Why Pete Brown and Charlie Sifford are essential to the story of American golf
Ed note: On Thursday and Friday, and again today and tomorrow, Bamberger Briefly appears in memory of, and in tribute to, Charlie Sifford, often described as golf’s Jackie Robinson and a former winner of the Travelers Championship, nee the Greater Hartford Open. Thursday’s subject was Jim Thorpe. Friday’s was black touring caddies.
In 1964, Pete Brown became the first African-American winner of a PGA Tour event, to use two phrases that didn’t exist then. Brown’s win at the Waco Turner Open (named for an Oklahoma oilman) got Brown in the following stop, the Colonial National Invitation. Various newspaper stories noted that Brown would be the first black player to play in the Colonial and one wire story described him as a “29-year-old Mississippi-born Negro.” (Language changes as we do.) One newspaper story noted that Brown traveled the circuit with another black golfer, Charlie Sifford.
Three years later, Sifford, at age 45, won a much bigger event, the 1967 Greater Hartford Open. That win didn’t get him an invitation to the Masters. Neither did his win in the 1969 L.A. Open. Brown’s win in the 1970 San Diego Open didn’t get him an invitation, either.
You can imagine Pete and Charlie on the road together. It was surely work, just finding motels and restaurants and service stations that would welcome them. Sifford was 13 years older than Brown, and was as gruff as Brown was gentle. They traveled together to save money — and because there was safety in numbers.
I never met Charlie Sifford but I did spend part of one memorable day with Pete Brown and his wife, Margaret, in their home on the outskirts of Augusta. This was in 2014. Mr. Brown was confined to a bed but able to talk, haltingly, despite his many strokes. Mrs. Brown was vibrant, spectacularly so. In the photos from Pete’s win in ’71 she looks like a movie star, as the singer Andy Williams, the tournament host, hovers nearby.
Mrs. Brown showed me scrapbooks and in them was a letter from Tiger Woods, noting a contribution to help with Pete’s medical expenses. The sum was modest but her appreciation was immeasurable. The house itself was modest but the story behind it was also extraordinary. It was owned by Jim Dent, the successful touring pro from Augusta, who caddied at Augusta National as a kid when it had an all-black caddie yard. He invited the Browns to live in it.

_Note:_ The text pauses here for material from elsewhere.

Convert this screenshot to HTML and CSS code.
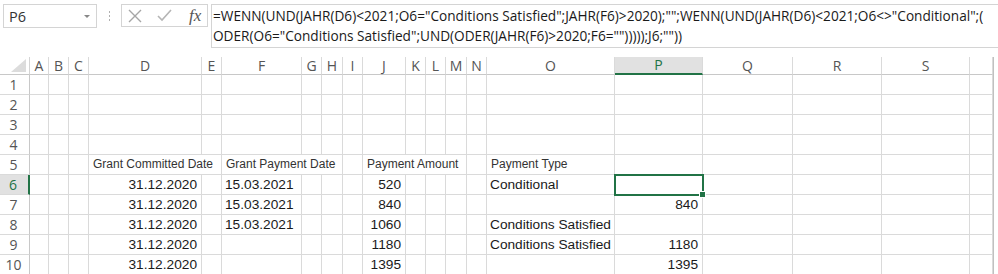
FILE: index.html
```html
<!DOCTYPE html>
<html lang="de">
<head>
  <meta charset="UTF-8" />
  <title>Mappe1 - Excel</title>
  <link rel="stylesheet" href="styles.css">
</head>
<body>
  <!-- Formula bar -->
  <div class="formula-bar">
    <div class="name-box">
      <span>P6</span>
      <span class="drop"></span>
    </div>
    <div class="grip"><i></i><i></i><i></i></div>
    <div class="fx-box">
      <svg width="14" height="14" viewBox="0 0 14 14"><path d="M1 1L13 13M13 1L1 13" stroke="#a6a6a6" stroke-width="1.4" fill="none"/></svg>
      <svg width="15" height="13" viewBox="0 0 15 13"><path d="M1 7L5 11L14 1" stroke="#b5b5b5" stroke-width="1.6" fill="none"/></svg>
      <span class="fx">fx</span>
    </div>
    <div class="formula">=WENN(UND(JAHR(D6)&lt;2021;O6="Conditions Satisfied";JAHR(F6)&gt;2020);"";WENN(UND(JAHR(D6)&lt;2021;O6&lt;&gt;"Conditional";(<br>ODER(O6="Conditions Satisfied";UND(ODER(JAHR(F6)&gt;2020;F6="")))));J6;""))</div>
  </div>

  <!-- Sheet -->
  <div class="sheet">
    <div class="corner"></div>
    <div class="ch">A</div><div class="ch">B</div><div class="ch">C</div><div class="ch">D</div><div class="ch">E</div>
    <div class="ch">F</div><div class="ch">G</div><div class="ch">H</div><div class="ch">I</div><div class="ch">J</div>
    <div class="ch">K</div><div class="ch">L</div><div class="ch">M</div><div class="ch">N</div><div class="ch">O</div>
    <div class="ch active">P</div><div class="ch">Q</div><div class="ch">R</div><div class="ch">S</div><div class="ch"></div>

    <div class="rh">1</div>
    <div class="c"></div><div class="c"></div><div class="c"></div><div class="c"></div><div class="c"></div>
    <div class="c"></div><div class="c"></div><div class="c"></div><div class="c"></div><div class="c"></div>
    <div class="c"></div><div class="c"></div><div class="c"></div><div class="c"></div><div class="c"></div>
    <div class="c"></div><div class="c"></div><div class="c"></div><div class="c"></div><div class="c"></div>

    <div class="rh">2</div>
    <div class="c"></div><div class="c"></div><div class="c"></div><div class="c"></div><div class="c"></div>
    <div class="c"></div><div class="c"></div><div class="c"></div><div class="c"></div><div class="c"></div>
    <div class="c"></div><div class="c"></div><div class="c"></div><div class="c"></div><div class="c"></div>
    <div class="c"></div><div class="c"></div><div class="c"></div><div class="c"></div><div class="c"></div>

    <div class="rh">3</div>
    <div class="c"></div><div class="c"></div><div class="c"></div><div class="c"></div><div class="c"></div>
    <div class="c"></div><div class="c"></div><div class="c"></div><div class="c"></div><div class="c"></div>
    <div class="c"></div><div class="c"></div><div class="c"></div><div class="c"></div><div class="c"></div>
    <div class="c"></div><div class="c"></div><div class="c"></div><div class="c"></div><div class="c"></div>

    <div class="rh">4</div>
    <div class="c"></div><div class="c"></div><div class="c"></div><div class="c"></div><div class="c"></div>
    <div class="c"></div><div class="c"></div><div class="c"></div><div class="c"></div><div class="c"></div>
    <div class="c"></div><div class="c"></div><div class="c"></div><div class="c"></div><div class="c"></div>
    <div class="c"></div><div class="c"></div><div class="c"></div><div class="c"></div><div class="c"></div>

    <div class="rh">5</div>
    <div class="c"></div><div class="c"></div><div class="c"></div>
    <div class="c head span2">Grant Committed Date</div>
    <div class="c head span3">Grant Payment Date</div>
    <div class="c"></div>
    <div class="c head span4">Payment Amount</div>
    <div class="c"></div>
    <div class="c head">Payment Type</div>
    <div class="c"></div><div class="c"></div><div class="c"></div><div class="c"></div><div class="c"></div>

    <div class="rh active">6</div>
    <div class="c"></div><div class="c"></div><div class="c"></div>
    <div class="c num">31.12.2020</div><div class="c"></div>
    <div class="c">15.03.2021</div><div class="c"></div><div class="c"></div><div class="c"></div>
    <div class="c num">520</div><div class="c"></div><div class="c"></div><div class="c"></div><div class="c"></div>
    <div class="c">Conditional</div>
    <div class="c num selected"></div><div class="c"></div><div class="c"></div><div class="c"></div><div class="c"></div>

    <div class="rh">7</div>
    <div class="c"></div><div class="c"></div><div class="c"></div>
    <div class="c num">31.12.2020</div><div class="c"></div>
    <div class="c">15.03.2021</div><div class="c"></div><div class="c"></div><div class="c"></div>
    <div class="c num">840</div><div class="c"></div><div class="c"></div><div class="c"></div><div class="c"></div>
    <div class="c"></div>
    <div class="c num">840</div><div class="c"></div><div class="c"></div><div class="c"></div><div class="c"></div>

    <div class="rh">8</div>
    <div class="c"></div><div class="c"></div><div class="c"></div>
    <div class="c num">31.12.2020</div><div class="c"></div>
    <div class="c">15.03.2021</div><div class="c"></div><div class="c"></div><div class="c"></div>
    <div class="c num">1060</div><div class="c"></div><div class="c"></div><div class="c"></div><div class="c"></div>
    <div class="c">Conditions Satisfied</div>
    <div class="c num"></div><div class="c"></div><div class="c"></div><div class="c"></div><div class="c"></div>

    <div class="rh">9</div>
    <div class="c"></div><div class="c"></div><div class="c"></div>
    <div class="c num">31.12.2020</div><div class="c"></div>
    <div class="c"></div><div class="c"></div><div class="c"></div><div class="c"></div>
    <div class="c num">1180</div><div class="c"></div><div class="c"></div><div class="c"></div><div class="c"></div>
    <div class="c">Conditions Satisfied</div>
    <div class="c num">1180</div><div class="c"></div><div class="c"></div><div class="c"></div><div class="c"></div>

    <div class="rh">10</div>
    <div class="c"></div><div class="c"></div><div class="c"></div>
    <div class="c num">31.12.2020</div><div class="c"></div>
    <div class="c"></div><div class="c"></div><div class="c"></div><div class="c"></div>
    <div class="c num">1395</div><div class="c"></div><div class="c"></div><div class="c"></div><div class="c"></div>
    <div class="c"></div>
    <div class="c num">1395</div><div class="c"></div><div class="c"></div><div class="c"></div><div class="c"></div>
  </div>
</body>
</html>
```

FILE: styles.css
```css
/* Base */
html, body {
  margin: 0; padding: 0;
  background: #fff;
  overflow: hidden;
}
body {
  width: 998px; height: 274px;
  font-family: 'Liberation Sans', Arial, sans-serif;
}

/* Formula bar */
.formula-bar {
  display: flex;
  align-items: flex-start;
  height: 57px;
  padding-top: 4px;
  box-sizing: border-box;
}
.name-box {
  margin-left: 3px;
  width: 94px; height: 24px;
  box-sizing: border-box;
  border: 1px solid #d4d4d4;
  display: flex; align-items: center;
  justify-content: space-between;
  padding: 0 6px 0 5px;
  font-family: 'Open Sans', sans-serif;
  font-size: 14.5px; color: #333;
}
.drop {
  width: 0; height: 0;
  border-left: 3px solid transparent;
  border-right: 3px solid transparent;
  border-top: 3px solid #888;
}
.grip {
  width: 24px; height: 24px;
  display: flex; flex-direction: column;
  align-items: center; justify-content: center;
  gap: 2px;
}
.grip i {
  display: block;
  width: 1px; height: 2px;
  background: #b0b0b0;
}
.fx-box {
  width: 87px; height: 23px;
  box-sizing: border-box;
  border: 1px solid #d4d4d4;
  display: flex; align-items: center;
  gap: 15px;
  padding-left: 6px;
}
.fx {
  font-family: 'Liberation Serif', 'Times New Roman', serif;
  font-style: italic;
  font-size: 17px; color: #555;
  margin-left: 2px;
}
.formula {
  margin-left: 3px;
  flex: 1;
  height: 44px;
  box-sizing: border-box;
  border: 1px solid #d4d4d4;
  border-right: none;
  padding: 1px 0 0 1px;
  font-family: 'Open Sans', sans-serif;
  font-size: 13.65px;
  line-height: 20px;
  color: #1a1a1a;
  white-space: nowrap;
  overflow: hidden;
}

/* Sheet grid */
.sheet {
  display: grid;
  grid-template-columns: 30px 19px 20px 20px 113px 20px 80px 20px 21px 20px 43px 20px 20px 21px 20px 128px 88px 90px 89px 88px 23px;
  grid-template-rows: 18px repeat(10, 20px);
  width: 994px;
  border-right: 1px solid #c0c0c0;
  box-sizing: border-box;
}
.corner {
  border-right: 1px solid #d4d4d4;
  border-bottom: 1px solid #c8c8c8;
  position: relative;
}
.corner::after {
  content: '';
  position: absolute;
  right: 3px; bottom: 2px;
  border-left: 15px solid transparent;
  border-bottom: 13px solid #dcdcdc;
}
.ch {
  border-right: 1px solid #dadada;
  border-bottom: 1px solid #c8c8c8;
  display: flex; align-items: center; justify-content: center;
  font-family: 'Open Sans', sans-serif;
  font-size: 14px; color: #555;
  line-height: 1;
}
.ch.active {
  background: #e1e1e1;
  border-bottom: 2px solid #217346;
  color: #217346;
}
.rh {
  border-right: 1px solid #c8c8c8;
  border-bottom: 1px solid #dadada;
  display: flex; align-items: center; justify-content: center;
  font-family: 'Open Sans', sans-serif;
  font-size: 14px; color: #555;
  padding-right: 2px;
}
.rh.active {
  background: #e1e1e1;
  border-right: 2px solid #217346;
  color: #217346;
}

/* Cells */
.c {
  border-right: 1px solid #dadada;
  border-bottom: 1px solid #dadada;
  display: flex; align-items: flex-end;
  padding: 0 3px 1px 3px;
  font-size: 13.7px; color: #1a1a1a;
  white-space: nowrap;
  line-height: 17px;
  min-width: 0;
}
.c.num { justify-content: flex-end; padding-right: 4px; }
.c.head {
  font-size: 12px; color: #333;
  padding-left: 4px;
}
.span2 { grid-column: span 2; }
.span3 { grid-column: span 3; }
.span4 { grid-column: span 4; }

/* Active cell */
.c.selected {
  position: relative;
  outline: 2px solid #217346;
  outline-offset: -1px;
  z-index: 1;
}
.c.selected::after {
  content: '';
  position: absolute;
  right: -4px; bottom: -4px;
  width: 5px; height: 5px;
  background: #217346;
  border: 1px solid #fff;
}
```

It goes without saying he collected no rent. When Dent got on Tour in the 1970s, Pete Brown took him under his wing just as Sifford once showed Brown how to get around. Paying it forward would be a trite way to describe these relationships. They were looking out for each other. When Pete Brown died, two weeks after the 2015 Masters, there weren’t many write-ups.
Scott Michaux in The Augusta Chronicle was one notable exception. He had interviewed Pete Brown a number of times. “Charlie had a rough time,” Brown once told Michaux. “They harassed him a lot. I got about half of it because I came along right after him. So we were together most of the time. So whatever he got, I got, but it got better later. When he was alone by himself, I don’t know how he made it through that.”
“Pete was a helluva guy,” Dent told Michaux. “If he had 20 cents, he’d give you 15 cents and keep five cents he needed. So you can’t do nothing but love a guy like that like a brother.”
Charlie Woods, Tiger’s son, is named for Charlie Sifford. In between Charlie Sifford and Tiger Woods there was Pete Brown and Jim Thorpe and Calvin Peete and Lee Elder, among other pathfinders. Next week, the Tour goes to Detroit. Joe Louis, the iconic heavyweight boxer, was a god in the black golf community in Detroit. A god at Rackham Golf Course, a muni there. You can’t tell the story of American golf without these men.